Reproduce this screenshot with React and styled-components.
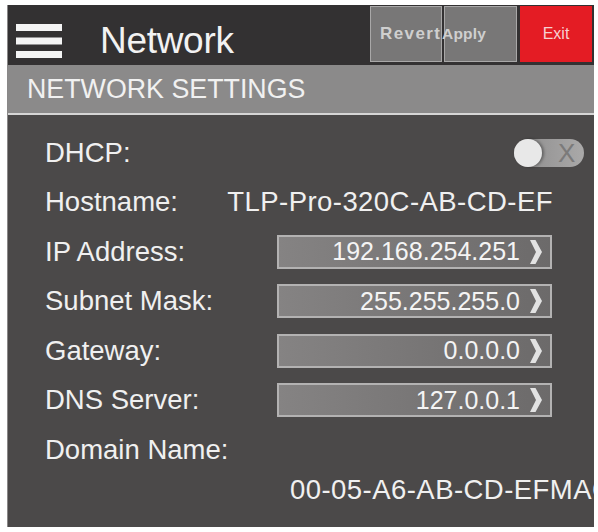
import styled, { createGlobalStyle } from "styled-components"

const GlobalStyle = createGlobalStyle`
    body {
        margin: 0;
        background: #fff;
        font-family: "Liberation Sans", Arial, sans-serif;
    }
`;

const Page = styled.div`
    padding: 5px 4px 0 7px;
`;

const Panel = styled.div`
    width: 587px;
    height: 522px;
    background-color: #4b4949;
    border-left: 1px solid #8a8888;
    box-sizing: border-box;
    overflow: hidden;
    display: flex;
    flex-direction: column;
`;

const Header = styled.div`
    height: 60px;
    flex-shrink: 0;
    background-color: #333132;
    display: flex;
    align-items: flex-start;
`;

const Brand = styled.div`
    display: flex;
    align-items: center;
    height: 48px;
    margin-top: 12px;
    padding-left: 8px;
`;

const Title = styled.span`
    margin-left: 38px;
    font-size: 37px;
    color: #f2f2f2;
    letter-spacing: -0.3px;
`;

const Actions = styled.div`
    margin-left: auto;
    margin-right: 2px;
    margin-top: 1px;
    display: flex;
`;

const ActionButton = styled.div`
    width: ${p => p.$w}px;
    height: 56px;
    margin-left: ${p => p.$gap}px;
    box-sizing: border-box;
    display: flex;
    align-items: center;
    justify-content: ${p => (p.$danger ? "center" : "flex-start")};
    padding-left: ${p => p.$pad}px;
    background-color: ${p => (p.$danger ? "#e41c24" : "#787777")};
    border: ${p => (p.$danger ? "none" : "1px solid #a9a8a8")};
    color: ${p => (p.$danger ? "#f6d0d0" : "#cfcfcf")};
    font-size: ${p => p.$size}px;
    font-weight: ${p => (p.$danger ? "normal" : "bold")};
    letter-spacing: ${p => p.$ls}px;
    white-space: nowrap;
`;

const SectionBar = styled.div`
    height: 48px;
    flex-shrink: 0;
    background-color: #8b8a8a;
    border-bottom: 2px solid #d6d6d6;
    display: flex;
    align-items: center;
    padding-left: 19px;
    font-size: 26.8px;
    color: #f1f1f1;
`;

const Body = styled.div`
    padding-top: 13px;
    display: flex;
    flex-direction: column;
`;

const Row = styled.div`
    height: ${p => p.$h || 49.5}px;
    display: flex;
    align-items: center;
    padding-left: 37px;
    padding-right: ${p => (p.$pr !== undefined ? p.$pr : 42)}px;
    font-size: 27.5px;
    color: #f0f0f0;
    white-space: nowrap;
`;

const Label = styled.span`
    flex-shrink: 0;
`;

const Value = styled.span`
    margin-left: ${p => p.$ml || "auto"};
    letter-spacing: 0.45px;
`;

const Field = styled.div`
    margin-left: auto;
    width: 275px;
    height: 34px;
    box-sizing: border-box;
    border: 2px solid #b3b2b2;
    background: linear-gradient(to right, #858383, #6c6a6a);
    display: flex;
    align-items: center;
    justify-content: flex-end;
    padding-right: 8px;
    font-size: 25px;
    color: #f4f4f4;
`;

const Chevron = styled.svg`
    margin-left: 10px;
    flex-shrink: 0;
`;

const Toggle = styled.div`
    margin-left: auto;
    width: 70px;
    height: 28px;
    border-radius: 14px;
    background: linear-gradient(to right, #8c8b8b, #aaa9a9);
    display: flex;
    align-items: center;
`;

const Knob = styled.div`
    width: 28px;
    height: 28px;
    border-radius: 50%;
    background-color: #e8e8e8;
    box-shadow: 2px 0 3px rgba(0, 0, 0, 0.35);
`;

const ToggleMark = styled.span`
    margin-left: 16px;
    font-size: 26px;
    color: #7b7a7a;
    line-height: 1;
`;

const Menu = () => (
    <svg width="46" height="34" viewBox="0 0 46 34">
        <rect x="0" y="0" width="46" height="7" fill="#f4f4f4" />
        <rect x="0" y="13.5" width="46" height="7" fill="#f4f4f4" />
        <rect x="0" y="27" width="46" height="7" fill="#f4f4f4" />
    </svg>
);

const Arrow = () => (
    <Chevron width="12" height="24" viewBox="0 0 12 24">
        <polygon points="0,0 5.5,0 12,12 5.5,24 0,24 6,12" fill="#e2e2e2" />
    </Chevron>
);

const fields = [
    ["IP Address:", "192.168.254.251"],
    ["Subnet Mask:", "255.255.255.0"],
    ["Gateway:", "0.0.0.0"],
    ["DNS Server:", "127.0.0.1"],
];

const App = () => {
    return (
        <Page>
            <GlobalStyle />
            <Panel>
                <Header>
                    <Brand>
                        <Menu />
                        <Title>Network</Title>
                    </Brand>
                    <Actions>
                        <ActionButton $w={72} $gap={0} $pad={9} $size={17} $ls={1.4}>Revert</ActionButton>
                        <ActionButton $w={73} $gap={2} $pad={0} $size={15.5} $ls={0.2}>
                            <span style={{ marginLeft: -3 }}>Apply</span>
                        </ActionButton>
                        <ActionButton $w={72} $gap={3} $pad={0} $size={16} $ls={0} $danger>Exit</ActionButton>
                    </Actions>
                </Header>
                <SectionBar>NETWORK SETTINGS</SectionBar>
                <Body>
                    <Row $pr={10}>
                        <Label>DHCP:</Label>
                        <Toggle>
                            <Knob />
                            <ToggleMark>X</ToggleMark>
                        </Toggle>
                    </Row>
                    <Row $pr={41}>
                        <Label>Hostname:</Label>
                        <Value>TLP-Pro-320C-AB-CD-EF</Value>
                    </Row>
                    {fields.map(([label, value]) => (
                        <Row key={label}>
                            <Label>{label}</Label>
                            <Field>
                                {value}
                                <Arrow />
                            </Field>
                        </Row>
                    ))}
                    <Row>
                        <Label>Domain Name:</Label>
                    </Row>
                    <Row $h={30} $pr={0}>
                        <Value $ml="245px">00-05-A6-AB-CD-EFMAC</Value>
                    </Row>
                </Body>
            </Panel>
        </Page>
    )
}

export default App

------------------------

> **Objective**
Go through the listing above and quote it exactly, apart from its images.

> **Response to the exercise**
Reproduce this screenshot with React and styled-components.
import styled, { createGlobalStyle } from "styled-components"

const GlobalStyle = createGlobalStyle`
    body {
        margin: 0;
        background: #fff;
        font-family: "Liberation Sans", Arial, sans-serif;
    }
`;

const Page = styled.div`
    padding: 5px 4px 0 7px;
`;

const Panel = styled.div`
    width: 587px;
    height: 522px;
    background-color: #4b4949;
    border-left: 1px solid #8a8888;
    box-sizing: border-box;
    overflow: hidden;
    display: flex;
    flex-direction: column;
`;

const Header = styled.div`
    height: 60px;
    flex-shrink: 0;
    background-color: #333132;
    display: flex;
    align-items: flex-start;
`;

const Brand = styled.div`
    display: flex;
    align-items: center;
    height: 48px;
    margin-top: 12px;
    padding-left: 8px;
`;

const Title = styled.span`
    margin-left: 38px;
    font-size: 37px;
    color: #f2f2f2;
    letter-spacing: -0.3px;
`;

const Actions = styled.div`
    margin-left: auto;
    margin-right: 2px;
    margin-top: 1px;
    display: flex;
`;

const ActionButton = styled.div`
    width: ${p => p.$w}px;
    height: 56px;
    margin-left: ${p => p.$gap}px;
    box-sizing: border-box;
    display: flex;
    align-items: center;
    justify-content: ${p => (p.$danger ? "center" : "flex-start")};
    padding-left: ${p => p.$pad}px;
    background-color: ${p => (p.$danger ? "#e41c24" : "#787777")};
    border: ${p => (p.$danger ? "none" : "1px solid #a9a8a8")};
    color: ${p => (p.$danger ? "#f6d0d0" : "#cfcfcf")};
    font-size: ${p => p.$size}px;
    font-weight: ${p => (p.$danger ? "normal" : "bold")};
    letter-spacing: ${p => p.$ls}px;
    white-space: nowrap;
`;

const SectionBar = styled.div`
    height: 48px;
    flex-shrink: 0;
    background-color: #8b8a8a;
    border-bottom: 2px solid #d6d6d6;
    display: flex;
    align-items: center;
    padding-left: 19px;
    font-size: 26.8px;
    color: #f1f1f1;
`;

const Body = styled.div`
    padding-top: 13px;
    display: flex;
    flex-direction: column;
`;

const Row = styled.div`
    height: ${p => p.$h || 49.5}px;
    display: flex;
    align-items: center;
    padding-left: 37px;
    padding-right: ${p => (p.$pr !== undefined ? p.$pr : 42)}px;
    font-size: 27.5px;
    color: #f0f0f0;
    white-space: nowrap;
`;

const Label = styled.span`
    flex-shrink: 0;
`;

const Value = styled.span`
    margin-left: ${p => p.$ml || "auto"};
    letter-spacing: 0.45px;
`;

const Field = styled.div`
    margin-left: auto;
    width: 275px;
    height: 34px;
    box-sizing: border-box;
    border: 2px solid #b3b2b2;
    background: linear-gradient(to right, #858383, #6c6a6a);
    display: flex;
    align-items: center;
    justify-content: flex-end;
    padding-right: 8px;
    font-size: 25px;
    color: #f4f4f4;
`;

const Chevron = styled.svg`
    margin-left: 10px;
    flex-shrink: 0;
`;

const Toggle = styled.div`
    margin-left: auto;
    width: 70px;
    height: 28px;
    border-radius: 14px;
    background: linear-gradient(to right, #8c8b8b, #aaa9a9);
    display: flex;
    align-items: center;
`;

const Knob = styled.div`
    width: 28px;
    height: 28px;
    border-radius: 50%;
    background-color: #e8e8e8;
    box-shadow: 2px 0 3px rgba(0, 0, 0, 0.35);
`;

const ToggleMark = styled.span`
    margin-left: 16px;
    font-size: 26px;
    color: #7b7a7a;
    line-height: 1;
`;

const Menu = () => (
    <svg width="46" height="34" viewBox="0 0 46 34">
        <rect x="0" y="0" width="46" height="7" fill="#f4f4f4" />
        <rect x="0" y="13.5" width="46" height="7" fill="#f4f4f4" />
        <rect x="0" y="27" width="46" height="7" fill="#f4f4f4" />
    </svg>
);

const Arrow = () => (
    <Chevron width="12" height="24" viewBox="0 0 12 24">
        <polygon points="0,0 5.5,0 12,12 5.5,24 0,24 6,12" fill="#e2e2e2" />
    </Chevron>
);

const fields = [
    ["IP Address:", "192.168.254.251"],
    ["Subnet Mask:", "255.255.255.0"],
    ["Gateway:", "0.0.0.0"],
    ["DNS Server:", "127.0.0.1"],
];

const App = () => {
    return (
        <Page>
            <GlobalStyle />
            <Panel>
                <Header>
                    <Brand>
                        <Menu />
                        <Title>Network</Title>
                    </Brand>
                    <Actions>
                        <ActionButton $w={72} $gap={0} $pad={9} $size={17} $ls={1.4}>Revert</ActionButton>
                        <ActionButton $w={73} $gap={2} $pad={0} $size={15.5} $ls={0.2}>
                            <span style={{ marginLeft: -3 }}>Apply</span>
                        </ActionButton>
                        <ActionButton $w={72} $gap={3} $pad={0} $size={16} $ls={0} $danger>Exit</ActionButton>
                    </Actions>
                </Header>
                <SectionBar>NETWORK SETTINGS</SectionBar>
                <Body>
                    <Row $pr={10}>
                        <Label>DHCP:</Label>
                        <Toggle>
                            <Knob />
                            <ToggleMark>X</ToggleMark>
                        </Toggle>
                    </Row>
                    <Row $pr={41}>
                        <Label>Hostname:</Label>
                        <Value>TLP-Pro-320C-AB-CD-EF</Value>
                    </Row>
                    {fields.map(([label, value]) => (
                        <Row key={label}>
                            <Label>{label}</Label>
                            <Field>
                                {value}
                                <Arrow />
                            </Field>
                        </Row>
                    ))}
                    <Row>
                        <Label>Domain Name:</Label>
                    </Row>
                    <Row $h={30} $pr={0}>
                        <Value $ml="245px">00-05-A6-AB-CD-EFMAC</Value>
                    </Row>
                </Body>
            </Panel>
        </Page>
    )
}

export default App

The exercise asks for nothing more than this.